3. Everything but adequate mental health services party
You’ve heard about everything but clothes parties, but have you ever been to an everything but adequate mental health services party? This one hits different.
4. Toga party but host it at a Classics Wine and Cheese
Take your toga party to the next level by holding it at the ultimate venue: A Classics wine and cheese! Everyone there will be thrilled by your ultra-realistic interpretation of their major.
5. Tote bag party
This one’s for the Arts students who refuse to carry their belongings in a backpack like everyone else.
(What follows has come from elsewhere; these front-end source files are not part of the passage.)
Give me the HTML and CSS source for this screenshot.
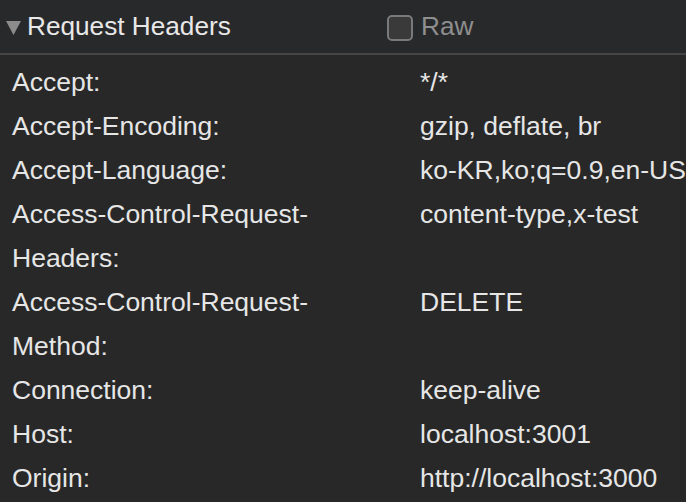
FILE: index.html
```html
<!DOCTYPE html>
<html>
<head>
<meta charset="utf-8">
<link rel="stylesheet" href="styles.css">
</head>
<body>
<div class="panel">
  <div class="header">
    <div class="title">
      <svg class="tri" width="15" height="14" viewBox="0 0 15 14"><polygon points="0,0 15,0 7.5,14" fill="#8c8c8c"/></svg>
      <span>Request Headers</span>
    </div>
    <label class="raw"><span class="box"></span><span>Raw</span></label>
  </div>
  <div class="rows">
    <div class="row"><div class="k">Accept:</div><div class="v">*/*</div></div>
    <div class="row"><div class="k">Accept-Encoding:</div><div class="v">gzip, deflate, br</div></div>
    <div class="row"><div class="k">Accept-Language:</div><div class="v">ko-KR,ko;q=0.9,en-US;q=0.8,en;q=0.7</div></div>
    <div class="row"><div class="k">Access-Control-Request-<br>Headers:</div><div class="v">content-type,x-test</div></div>
    <div class="row"><div class="k">Access-Control-Request-<br>Method:</div><div class="v">DELETE</div></div>
    <div class="row"><div class="k">Connection:</div><div class="v">keep-alive</div></div>
    <div class="row"><div class="k">Host:</div><div class="v">localhost:3001</div></div>
    <div class="row"><div class="k">Origin:</div><div class="v">http://localhost:3000</div></div>
  </div>
</div>
</body>
</html>
```
FILE: styles.css
```css
html, body {
  margin: 0;
  padding: 0;
  background: #282828;
  overflow: hidden;
}
.panel {
  width: 686px;
  height: 502px;
  font-family: "Liberation Sans", Arial, sans-serif;
  font-size: 26.5px;
  color: #e6e6e6;
  overflow: hidden;
}
.header {
  display: flex;
  align-items: center;
  height: 53px;
  border-bottom: 2px solid #464646;
  background: #28292b;
}
.title {
  display: flex;
  align-items: center;
  width: 387px;
  flex-shrink: 0;
  font-size: 26.2px;
}
.tri {
  margin-left: 6px;
  margin-right: 6px;
  margin-top: 3px;
}
.title span {
  color: #e8e8e8;
}
.raw {
  display: flex;
  align-items: center;
  color: #8e8e8e;
  font-size: 26.2px;
}
.box {
  width: 22px;
  height: 22px;
  border: 2px solid #7a7a7a;
  border-radius: 5px;
  background: #3a3a3a;
  margin-right: 8px;
  margin-top: 2px;
}
.rows {
  padding-top: 5px;
}
.row {
  display: flex;
  line-height: 44px;
}
.k {
  width: 408px;
  padding-left: 12px;
  flex-shrink: 0;
  white-space: nowrap;
}
.v {
  white-space: nowrap;
}
```
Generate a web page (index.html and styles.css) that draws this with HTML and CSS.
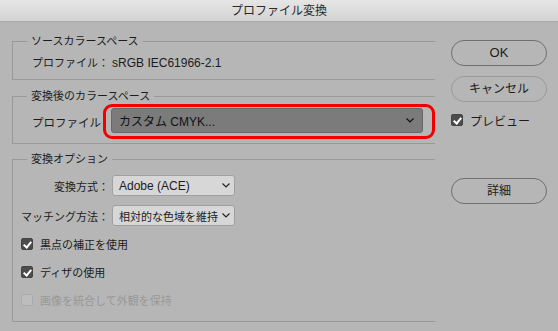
FILE: index.html
```html
<!DOCTYPE html>
<html lang="ja">
<head>
  <meta charset="UTF-8" />
  <title>プロファイル変換</title>
  <link rel="stylesheet" href="styles.css">
</head>
<body>

  <div class="window">
    <div class="titlebar">プロファイル変換</div>

    <div class="content">
      <div class="main">

        <!-- ソース -->
        <fieldset class="group group-source">
          <legend>ソースカラースペース</legend>
          <div class="info-line">プロファイル：&nbsp;<span class="lat">sRGB IEC61966-2.1</span></div>
        </fieldset>

        <!-- 変換後 -->
        <fieldset class="group group-dest">
          <legend>変換後のカラースペース</legend>
          <div class="dest-row">
            <span class="dest-label">プロファイル</span>
            <div class="highlight">
              <div class="select select-dark">
                <span>カスタム <span class="lat">CMYK...</span></span>
                <svg class="chevron" width="8" height="5" viewBox="0 0 8 5"><path d="M0.5 0.5 L4 4 L7.5 0.5" fill="none" stroke="#111" stroke-width="1.2"/></svg>
              </div>
            </div>
          </div>
        </fieldset>

        <!-- オプション -->
        <fieldset class="group group-options">
          <legend>変換オプション</legend>
          <div class="options-body">
            <div class="option-grid">
              <span class="opt-label">変換方式：</span>
              <div class="select select-light">
                <span class="lat">Adobe (ACE)</span>
                <svg class="chevron" width="8" height="5" viewBox="0 0 8 5"><path d="M0.5 0.5 L4 4 L7.5 0.5" fill="none" stroke="#222" stroke-width="1.1"/></svg>
              </div>
              <span class="opt-label">マッチング方法：</span>
              <div class="select select-light">
                <span>相対的な色域を維持</span>
                <svg class="chevron" width="8" height="5" viewBox="0 0 8 5"><path d="M0.5 0.5 L4 4 L7.5 0.5" fill="none" stroke="#222" stroke-width="1.1"/></svg>
              </div>
            </div>

            <label class="check-row"><span class="box checked"></span>黒点の補正を使用</label>
            <label class="check-row"><span class="box checked"></span>ディザの使用</label>
            <label class="check-row disabled"><span class="box"></span>画像を統合して外観を保持</label>
          </div>
        </fieldset>

      </div>

      <div class="side">
        <div class="btn btn-default"><span class="lat">OK</span></div>
        <div class="btn btn-plain">キャンセル</div>
        <label class="check-row preview"><span class="box checked"></span>プレビュー</label>
        <div class="btn btn-default btn-detail">詳細</div>
      </div>
    </div>
  </div>

</body>
</html>
```

FILE: styles.css
```css
/* Basic page styling */
* {
  box-sizing: border-box;
  margin: 0;
  padding: 0;
}
body {
  background: #b6b6b6;
  font-family: "Liberation Sans", "Noto Sans CJK JP", sans-serif;
  font-size: 11px;
  color: #1c1c1c;
}
.lat {
  font-size: 12px;
}
.window {
  width: 558px;
  height: 331px;
  background: #b6b6b6;
  border-radius: 0 0 5px 5px;
  overflow: hidden;
}
.titlebar {
  height: 22px;
  line-height: 22px;
  text-align: center;
  font-size: 12px;
  color: #2a2a2a;
  background: linear-gradient(#e6e6e6, #d3d3d3);
  border-bottom: 1px solid #a9a9a9;
}
.content {
  display: flex;
  padding: 0 11px 0 12px;
}
.main {
  width: 423px;
}

/* ============================================================
   Groups
   ============================================================ */
.group {
  border: 1px solid #999;
  border-right: none;
  min-width: 0;
  padding: 0;
}
.group legend {
  height: 16px;
  line-height: 16px;
  padding: 0 4px;
  margin-left: 14px;
}
.group-source {
  margin-top: 11px;
  padding: 6px 0 8px 19px;
}
.group-source legend {
  margin-left: -5px;
}
.info-line {
  height: 16px;
  line-height: 16px;
}
.group-dest {
  margin-top: 8px;
  padding: 0 0 4px 19px;
}
.group-dest legend {
  margin-left: -5px;
}
.group-options {
  margin-top: 7px;
  padding: 8px 0 11px 0;
}
.options-body {
  padding-left: 8px;
}

/* ============================================================
   Destination profile row
   ============================================================ */
.dest-row {
  display: flex;
  align-items: center;
}
.dest-label {
  width: 71px;
  font-size: 11.5px;
}
.highlight {
  flex: 1;
  border: 3px solid #f20000;
  border-radius: 9px;
  padding: 1px 9px 3px 5px;
}
.select {
  display: flex;
  align-items: center;
  justify-content: space-between;
  border-radius: 3px;
  padding: 0 8px 0 7px;
  white-space: nowrap;
}
.select-dark {
  height: 25px;
  background: #7b7b7b;
  border: 1px solid #686868;
  color: #111;
  font-size: 12px;
}
.select-light {
  width: 123px;
  height: 21px;
  background: #d7d7d7;
  border: 1px solid #a0a0a0;
  padding: 0 4px 0 6px;
  font-size: 11px;
}
.chevron {
  flex: none;
}

/* ============================================================
   Options
   ============================================================ */
.option-grid {
  display: grid;
  grid-template-columns: auto 123px;
  column-gap: 3px;
  row-gap: 9px;
  align-items: center;
  justify-content: start;
  margin-bottom: 8px;
}
.opt-label {
  text-align: right;
}
.check-row {
  display: flex;
  align-items: center;
  gap: 7px;
  height: 20px;
  margin-top: 8px;
}
.option-grid + .check-row {
  margin-top: 0;
}
.box {
  position: relative;
  flex: none;
  width: 12px;
  height: 12px;
  border-radius: 2px;
  border: 1px solid #aaa;
  background: #bdbdbd;
}
.box.checked {
  background: #4c4c4c;
  border-color: #444;
}
.box.checked::after {
  content: "";
  position: absolute;
  left: 3px;
  top: 1px;
  width: 3px;
  height: 6px;
  border: solid #fff;
  border-width: 0 2px 2px 0;
  transform: rotate(40deg);
}
.check-row.disabled {
  color: #989898;
}

/* ============================================================
   Side buttons
   ============================================================ */
.side {
  margin-left: 16px;
  width: 96px;
}
.btn {
  height: 26px;
  line-height: 24px;
  text-align: center;
  border-radius: 13px;
  font-size: 12px;
}
.btn .lat {
  font-size: 13px;
}
.btn-default {
  margin-top: 18px;
  border: 1.5px solid #6f6f6f;
}
.btn-plain {
  margin-top: 10px;
  border: 1.5px solid #9a9a9a;
}
.check-row.preview {
  margin-top: 8px;
  font-size: 12px;
}
.btn-detail {
  margin-top: 48px;
}
```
Encourage guests to create outfits made up only of tote bags––for added effect, fill the tote bags with various objects that clang around incessantly as you walk, like keys, loose papers, juul pens, and cigarettes.
6. Office Hours Party
Ask half of the participants to dress as professors and the other half to dress like students. Replicate the excruciatingly awkward moments of office hours by pairing guests off with random people you know they have nothing in common with. Bonus: Admit only one person every 10 minutes and encourage them to form an ambiguous line in the hallway so they end up entering out of order.
7. Dress as NOT your major
We’ve all been to parties where we’ve had to dress as our major, but how many of us can say we’ve attended a dress as NOT your major party? Tell attendees to dress as their major from an alternate universe—there’s nothing like seeing Derek from Management with safety pin earrings and black nail polish.
8. Birks entrance themed party
Tell party-goers to take their shoes off at the door and encourage the first person who leaves to take someone else’s shoes in order to create confusion. Bonus points for slippery tile floors or outside detritus. To further replicate the Birks experience, start hiding shoes throughout the apartment periodically when no one is looking.
9. Gerts party
Divide roles among guests to recreate the atmosphere of Gerts with its many groups of bar-goers. Examples include a group of first-years loudly singing Taylor Swift and taking up three tables, management bros discussing their latest bitcoin acquisitions and jaded fourth-years who have been there since 2 p.m. Pour beer on the floor beforehand for the ultimate stickiness.